BRIEF
Report the count of lines below that include "Tailwind", without any other text.

INPUT ROWS
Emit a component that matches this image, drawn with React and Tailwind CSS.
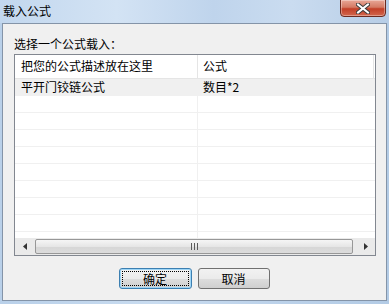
const CJK = { fontFamily: '"Noto Sans CJK SC", "Microsoft YaHei", sans-serif' };

function CloseButton() {
  return (
    <div className="w-[46px] h-[18px] -mt-[1px] rounded-b-[4px] border border-[#6b2a20] bg-[linear-gradient(#e8a797,#d47a64_45%,#c23f27_55%,#d2674e)] flex items-center justify-center shadow-[inset_0_0_0_1px_rgba(255,255,255,0.35)]">
      <svg width="14" height="11" viewBox="0 0 14 11">
        <path d="M2 1.5 L12 9.5 M12 1.5 L2 9.5" stroke="#3b3b3b" strokeWidth="4" strokeLinecap="square" />
        <path d="M2 1.5 L12 9.5 M12 1.5 L2 9.5" stroke="#ffffff" strokeWidth="2" strokeLinecap="square" />
      </svg>
    </div>
  );
}

function Row({ name, formula, selected }) {
  return (
    <div className={`flex h-[17px] shrink-0 border-b border-[#f0f0f0] ${selected ? "bg-[#f0f0f0]" : "bg-white"}`}>
      <div className="w-[183px] shrink-0 border-r border-[#f0f0f0] pl-[6px] text-[12px] leading-[16px] text-black">{name}</div>
      <div className="flex-1 pl-[5px] text-[12px] leading-[16px] text-black">{formula}</div>
    </div>
  );
}

function ScrollBar() {
  return (
    <div className="flex h-[17px] shrink-0 items-center bg-[#eaeaea] px-[1px]">
      <div className="w-[17px] h-[15px] flex items-center justify-center">
        <svg width="4" height="7" viewBox="0 0 4 7"><path d="M4 0 L0 3.5 L4 7 Z" fill="#333" /></svg>
      </div>
      <div className="ml-[2px] w-[318px] h-[15px] rounded-[2px] border border-[#979797] bg-[linear-gradient(#f5f5f5,#e6e6e6_50%,#d6d6d6_51%,#dcdcdc)] flex items-center justify-center">
        <svg width="7" height="7" viewBox="0 0 7 7">
          <path d="M0.5 0 V7 M3.5 0 V7 M6.5 0 V7" stroke="#5a5a5a" strokeWidth="1" />
        </svg>
      </div>
      <div className="flex-1" />
      <div className="w-[17px] h-[15px] flex items-center justify-center">
        <svg width="4" height="7" viewBox="0 0 4 7"><path d="M0 0 L4 3.5 L0 7 Z" fill="#333" /></svg>
      </div>
    </div>
  );
}

export default function App() {
  const empty = Array.from({ length: 9 });
  return (
    <div
      className="w-[389px] h-[304px] flex flex-col bg-[linear-gradient(90deg,#b9d0e9,#c9dcf0_40%,#bcd2ea_70%,#b3cbe5)] overflow-hidden"
      style={CJK}
    >
      <div className="h-[23px] shrink-0 flex items-start justify-between pl-[3px] pr-[3px] bg-[linear-gradient(90deg,#c2d7ee,#d3e3f4_30%,#bfd4ec_55%,#cadcf0_75%,#b7cde6)]">
        <span className="mt-[3px] text-[12px] leading-[16px] text-black">载入公式</span>
        <CloseButton />
      </div>
      <div className="flex-1 mx-[2px] mb-[3px] border border-[#8494a8] bg-[#f0f0f0] flex flex-col pl-[11px] pr-[10px] pt-[12px]">
        <div className="h-[16px] text-[12px] leading-[16px] text-black mb-[2px]">选择一个公式载入：</div>
        <div className="h-[202px] w-[362px] shrink-0 border border-[#828790] bg-white flex flex-col overflow-hidden">
          <div className="flex h-[24px] shrink-0 border-b border-[#e5e5e5] bg-white">
            <div className="w-[183px] shrink-0 border-r border-[#e5e5e5] pl-[6px] text-[12px] leading-[22px] text-black">把您的公式描述放在这里</div>
            <div className="flex-1 pl-[5px] text-[12px] leading-[22px] text-black border-r border-[#e5e5e5] mr-[1px]">公式</div>
          </div>
          <div className="flex-1 flex flex-col overflow-hidden">
            <Row name="平开门铰链公式" formula="数目*2" selected />
            {empty.map((_, i) => (
              <Row key={i} name="" formula="" />
            ))}
          </div>
          <ScrollBar />
        </div>
        <div className="flex justify-center gap-[6px] mt-[12px] pr-[2px]">
          <button className="w-[73px] h-[21px] rounded-[3px] border border-[#3c7fb1] bg-[linear-gradient(#f2f2f2,#ebebeb_50%,#dddddd_51%,#cfcfcf)] p-[2px] shadow-[inset_0_0_0_1px_#9ed6f7]">
            <span className="block h-full border border-dotted border-black text-[12px] leading-[13px] text-black">确定</span>
          </button>
          <button className="w-[72px] h-[21px] rounded-[3px] border border-[#707070] bg-[linear-gradient(#f2f2f2,#ebebeb_50%,#dddddd_51%,#cfcfcf)] text-[12px] leading-[17px] text-black">
            取消
          </button>
        </div>
      </div>
    </div>
  );
}
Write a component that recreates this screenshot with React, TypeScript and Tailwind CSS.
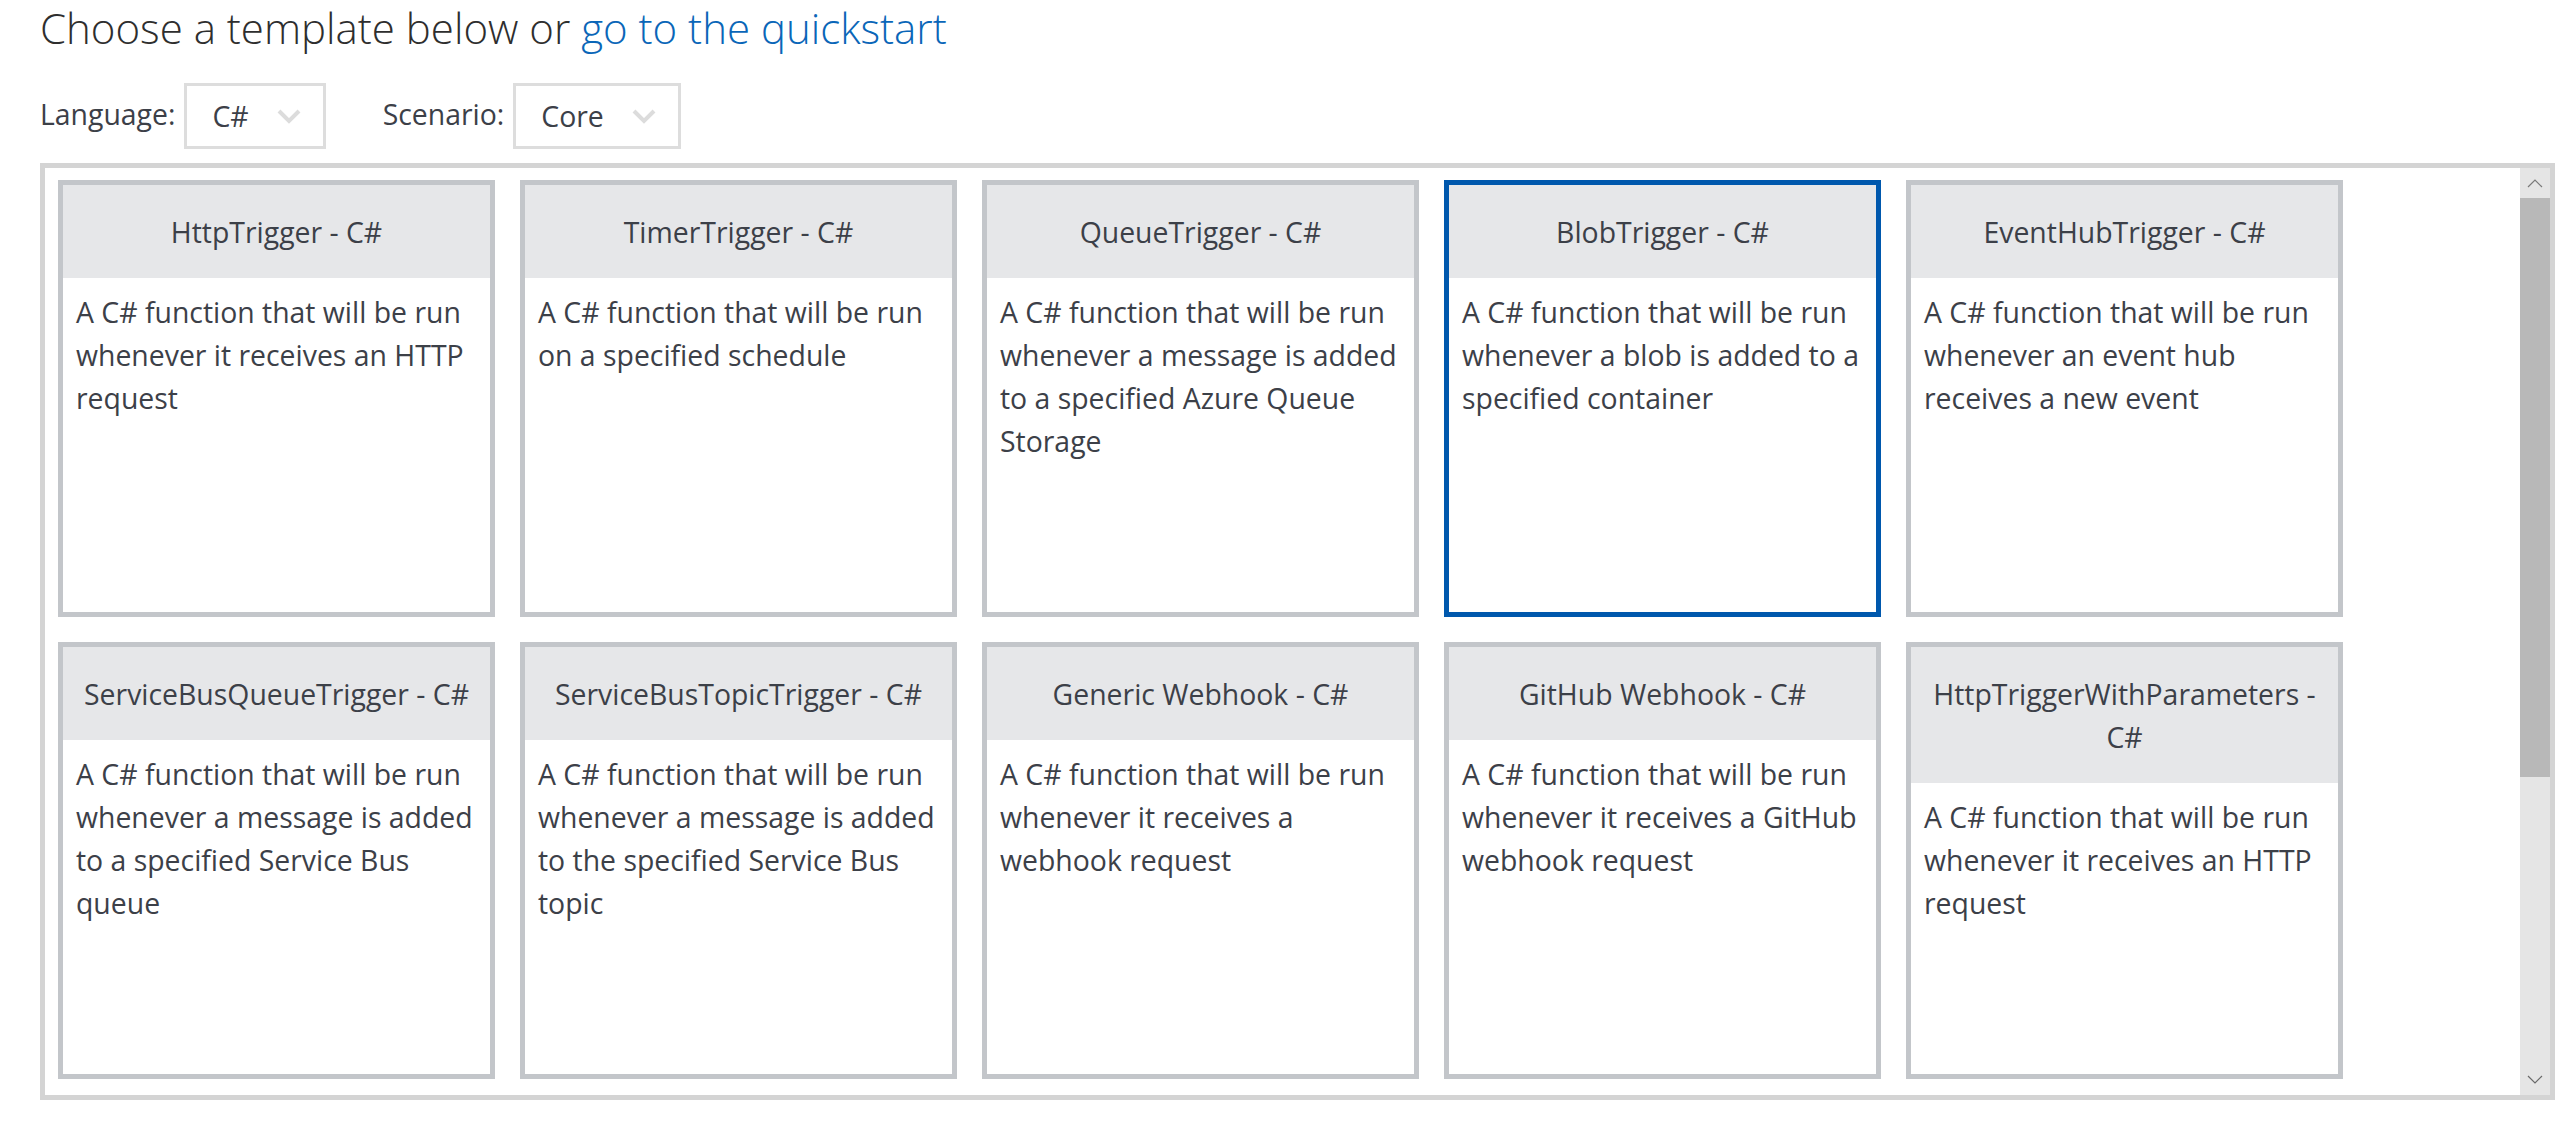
import { useState } from "react";

type Template = {
  name: string;
  description: string;
};

const templates: Template[] = [
  { name: "HttpTrigger - C#", description: "A C# function that will be run whenever it receives an HTTP request" },
  { name: "TimerTrigger - C#", description: "A C# function that will be run on a specified schedule" },
  { name: "QueueTrigger - C#", description: "A C# function that will be run whenever a message is added to a specified Azure Queue Storage" },
  { name: "BlobTrigger - C#", description: "A C# function that will be run whenever a blob is added to a specified container" },
  { name: "EventHubTrigger - C#", description: "A C# function that will be run whenever an event hub receives a new event" },
  { name: "ServiceBusQueueTrigger - C#", description: "A C# function that will be run whenever a message is added to a specified Service Bus queue" },
  { name: "ServiceBusTopicTrigger - C#", description: "A C# function that will be run whenever a message is added to the specified Service Bus topic" },
  { name: "Generic Webhook - C#", description: "A C# function that will be run whenever it receives a webhook request" },
  { name: "GitHub Webhook - C#", description: "A C# function that will be run whenever it receives a GitHub webhook request" },
  { name: "HttpTriggerWithParameters - C#", description: "A C# function that will be run whenever it receives an HTTP request" },
];

function Chevron() {
  return (
    <svg width="24" height="15" viewBox="0 0 24 15" className="shrink-0">
      <polyline points="2,2 12,12 22,2" fill="none" stroke="#dcdcdc" strokeWidth="4" />
    </svg>
  );
}

function Picker({ label, value }: { label: string; value: string }) {
  return (
    <div className="flex items-center gap-[9px]">
      <span className="mb-[3px] text-[#3c4048]">{label}</span>
      <div className="flex h-[66px] items-center gap-[28px] border-[3px] border-[#dddddd] pl-[25px] pr-[22px]">
        <span className="text-[#3c4048]">{value}</span>
        <Chevron />
      </div>
    </div>
  );
}

function TemplateCard({ t, selected, onSelect }: { t: Template; selected: boolean; onSelect: () => void }) {
  return (
    <div
      onClick={onSelect}
      className={`flex h-[437px] w-[437px] shrink-0 cursor-pointer flex-col border-[5px] bg-white ${
        selected ? "border-[#0058ad]" : "border-[#c3c6ca]"
      }`}
    >
      <div className="bg-[#e6e7e9] px-[15px] pb-[24px] pt-[26px] text-center">{t.name}</div>
      <p className="pl-[13px] pr-[11px] pt-[13px]">{t.description}</p>
    </div>
  );
}

function ScrollBar() {
  return (
    <div className="flex w-[30px] shrink-0 flex-col bg-[#e5e5e5]">
      <div className="flex h-[30px] items-center justify-center">
        <svg width="16" height="10" viewBox="0 0 16 10">
          <polyline points="1,9 8,2 15,9" fill="none" stroke="#7a7a7a" strokeWidth="1.2" />
        </svg>
      </div>
      <div className="h-[579px] bg-[#b8b8b8]" />
      <div className="flex-1" />
      <div className="flex h-[30px] items-center justify-center">
        <svg width="16" height="10" viewBox="0 0 16 10">
          <polyline points="1,1 8,8 15,1" fill="none" stroke="#6a6a6a" strokeWidth="1.2" />
        </svg>
      </div>
    </div>
  );
}

export default function App() {
  const [selected, setSelected] = useState(3);

  return (
    <div className="min-h-screen bg-white pl-[40px] pr-[19px] font-['Open_Sans',sans-serif] text-[28.4px] leading-[43px] text-[#3c4048]">
      <h1 className="text-[42px] font-light leading-[56px] text-[#2e2e2e]">
        Choose a template below or{" "}
        <a href="#" className="text-[#0a66b8]">
          go to the quickstart
        </a>
      </h1>

      <div className="mt-[27px] flex items-center gap-[57px]">
        <Picker label="Language:" value="C#" />
        <Picker label="Scenario:" value="Core" />
      </div>

      <div className="mt-[14px] flex h-[937px] border-[5px] border-[#d4d4d4]">
        <div className="flex-1 overflow-hidden pl-[13px] pt-[12px]">
          <div className="flex flex-wrap gap-[25px]">
            {templates.map((t, i) => (
              <TemplateCard key={t.name} t={t} selected={i === selected} onSelect={() => setSelected(i)} />
            ))}
          </div>
        </div>
        <ScrollBar />
      </div>
    </div>
  );
}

COMPLETED EXERCISE
2